Energy budget: Earth has a radiation budget (nicely illustrated in a NASA poster here). In order to maintain a constant temperature at the planetary level, the same amount of energy from solar radiation that Earth intercepts must be radiated or reflected back into space. If Earth changes its characteristics so that it is no longer radiating or reflecting the same amount of energy back into space then its temperature will change until a new equilibrium is reached.

Imagine that you are lying down trying to sleep in a summer weight sleeping bag in freezing conditions - you simply cannot get warm. Now imagine that you are in a sleeping bag twice as thick designed for those conditions - now you are warm. Your body is still generating the same amount of heat and over a long timescale the sleeping bag is still radiating the same amount of heat to the freezing conditions outside but a comfortable temperature can be maintained inside the sleeping bag.

Doubling the mass of the Earth's atmosphere would have the same effect as getting into a thicker sleeping bag, except that the conditions on Earth would go from "normal" to "lethally hot". Earth would suddenly stop radiating as much net energy to space while still intercepting the same amount, which means that the temperature goes up. The increase in temperature just as a result of adding more atmosphere would compound with:

  • melting polar icecaps, which would decrease the amount of surface reflection and increase surface absorption; and
  • increased greenhouse effect as more water vapor is added to the atmosphere.

Given the drastic changes being modelled by climate scientists based on relatively tiny changes to Earth's atmosphere as a result of human activities, it is highly likely that adding an entire extra atmosphere worth of gas would trigger a runaway greenhouse effect, with surface and atmospheric temperatures rising above the boiling point of water. This would then turn Earth's hydrosphere of an estimated 1.4 x 10^21 kg into part of the atmosphere, meaning that the atmosphere that originally had a mass of 5 x 10^18 kg would not mass twice as much as it did originally but around 700 times as much, with water vapor being the large majority initially. (Chemical reactions will start occurring in the high temperature environment to change at least some of the water into other compounds, but that is a whole separate question.) The nearest point of comparison would be the atmosphere of Venus but the massively changed Earth atmosphere would have even higher pressure at ground level.

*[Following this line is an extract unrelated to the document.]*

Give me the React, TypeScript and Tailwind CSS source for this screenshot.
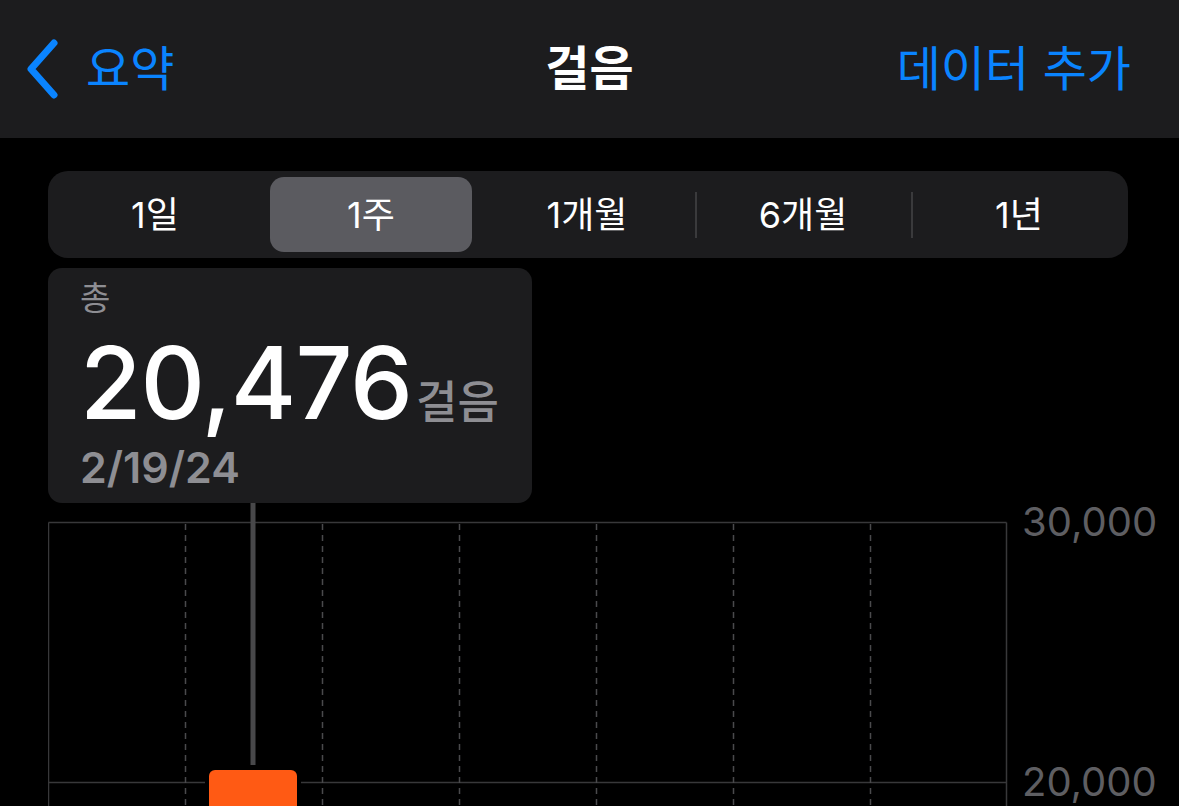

Timeframes: Wild guesses here, but conservatively assuming that adding a second atmosphere to Earth will result in an average 1% net absorption of sunlight per year for a couple of centuries at least:

  • It will somewhere between a few decades to a century to raise the atmospheric temperature to 100C (depending on how effectively the crust acts as a heat sink). During this period the mass of the atmosphere will only increase gradually (as the water vapor mass increases) but the temperature will be increasing constantly. Looking how this corresponds to the ideal gas law, the "sea level" pressure will only increase very gradually above the starting pressure of 2 atm, but the "bubble" of atmosphere around the Earth will expand.
  • Once the atmosphere reaches the boiling point of water then it would take about another century or so to boil the hydrosphere completely. During this period the atmospheric temperature would remain relatively constant at around 100C but the pressure at the former sea level would increase continually as the mass of the atmosphere increases.
  • After the hydrosphere has finished boiling, the pressure at the former sea level will remain constant while the atmospheric temperature will continue to increase until an equilibrium is reached. Given that Earth is further from the sun than Venus, the equilibrium temperature is likely to be lower than Venus' 462C. During this period the atmosphere will expand outwards again as the temperature increases.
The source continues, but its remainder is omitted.